# Written instruction:
Transcribe the listing verbatim. Do not carry over any pictures.

# Data:
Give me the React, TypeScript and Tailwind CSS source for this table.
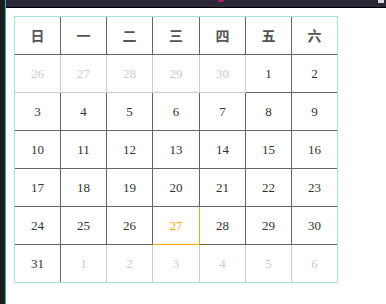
import React from "react";

type Day = { n: number; muted?: boolean; today?: boolean };

const heads = ["日", "一", "二", "三", "四", "五", "六"];

const days: Day[] = [
  ...[26, 27, 28, 29, 30].map((n) => ({ n, muted: true })),
  ...Array.from({ length: 31 }, (_, i) => ({ n: i + 1, today: i + 1 === 27 })),
  ...[1, 2, 3, 4, 5, 6].map((n) => ({ n, muted: true })),
];

// every cell draws its own right and bottom line; the outer frame closes the rest
const cellBorder = (col: number, lastRow: boolean, color: string) => {
  const r = col < 6 ? "border-r" : "";
  const b = lastRow ? "" : "border-b";
  return `${r} ${b} ${color}`;
};

const App = () => {
  return (
    <div className="flex h-[304px] w-[386px] bg-white overflow-hidden">
      <div className="w-[5px] bg-[#1e1e1e]" />
      <div className="w-px bg-[#22b8c4]" />
      <div className="flex flex-1 flex-col">
        <div className="flex h-[8px] items-start border-b border-black bg-[#2a2838]">
          <span className="ml-[212px] h-[2px] w-[6px] rounded-b-full bg-[#b8206a]" />
          <span className="ml-auto mr-[2px] h-[3px] w-[6px] bg-[#d8d8d8]" />
        </div>
        <div className="pl-[8px] pt-[8px]">
          <div className="grid w-[324px] grid-cols-[46px_46px_46px_47px_46px_46px_45px] border border-[#a6dfe0] [font-family:'Liberation_Serif',serif]">
            {heads.map((h, i) => (
              <div
                key={h}
                className={`flex h-[38px] items-center justify-center text-[14px] font-semibold text-[#555] [font-family:'Noto_Sans_CJK_SC',sans-serif] ${cellBorder(i, false, "border-[#666]")}`}
              >
                {h}
              </div>
            ))}
            {days.map((d, i) => {
              const col = i % 7;
              const lastRow = i >= 35;
              const line = d.today
                ? "border-[#ffa500]"
                : d.muted
                ? "border-[#ccc]"
                : "border-[#666]";
              const tone = d.today
                ? "text-[#ffa500]"
                : d.muted
                ? "text-[#ccc]"
                : "text-[#333]";
              return (
                <div
                  key={i}
                  className={`flex items-center justify-center text-[13px] ${
                    lastRow ? "h-[37px]" : "h-[38px]"
                  } ${tone} ${cellBorder(col, lastRow, line)}`}
                >
                  {d.n}
                </div>
              );
            })}
          </div>
        </div>
      </div>
    </div>
  );
};

export default App;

# Correct response:
Give me the React, TypeScript and Tailwind CSS source for this table.
import React from "react";

type Day = { n: number; muted?: boolean; today?: boolean };

const heads = ["日", "一", "二", "三", "四", "五", "六"];

const days: Day[] = [
  ...[26, 27, 28, 29, 30].map((n) => ({ n, muted: true })),
  ...Array.from({ length: 31 }, (_, i) => ({ n: i + 1, today: i + 1 === 27 })),
  ...[1, 2, 3, 4, 5, 6].map((n) => ({ n, muted: true })),
];

// every cell draws its own right and bottom line; the outer frame closes the rest
const cellBorder = (col: number, lastRow: boolean, color: string) => {
  const r = col < 6 ? "border-r" : "";
  const b = lastRow ? "" : "border-b";
  return `${r} ${b} ${color}`;
};

const App = () => {
  return (
    <div className="flex h-[304px] w-[386px] bg-white overflow-hidden">
      <div className="w-[5px] bg-[#1e1e1e]" />
      <div className="w-px bg-[#22b8c4]" />
      <div className="flex flex-1 flex-col">
        <div className="flex h-[8px] items-start border-b border-black bg-[#2a2838]">
          <span className="ml-[212px] h-[2px] w-[6px] rounded-b-full bg-[#b8206a]" />
          <span className="ml-auto mr-[2px] h-[3px] w-[6px] bg-[#d8d8d8]" />
        </div>
        <div className="pl-[8px] pt-[8px]">
          <div className="grid w-[324px] grid-cols-[46px_46px_46px_47px_46px_46px_45px] border border-[#a6dfe0] [font-family:'Liberation_Serif',serif]">
            {heads.map((h, i) => (
              <div
                key={h}
                className={`flex h-[38px] items-center justify-center text-[14px] font-semibold text-[#555] [font-family:'Noto_Sans_CJK_SC',sans-serif] ${cellBorder(i, false, "border-[#666]")}`}
              >
                {h}
              </div>
            ))}
            {days.map((d, i) => {
              const col = i % 7;
              const lastRow = i >= 35;
              const line = d.today
                ? "border-[#ffa500]"
                : d.muted
                ? "border-[#ccc]"
                : "border-[#666]";
              const tone = d.today
                ? "text-[#ffa500]"
                : d.muted
                ? "text-[#ccc]"
                : "text-[#333]";
              return (
                <div
                  key={i}
                  className={`flex items-center justify-center text-[13px] ${
                    lastRow ? "h-[37px]" : "h-[38px]"
                  } ${tone} ${cellBorder(col, lastRow, line)}`}
                >
                  {d.n}
                </div>
              );
            })}
          </div>
        </div>
      </div>
    </div>
  );
};

export default App;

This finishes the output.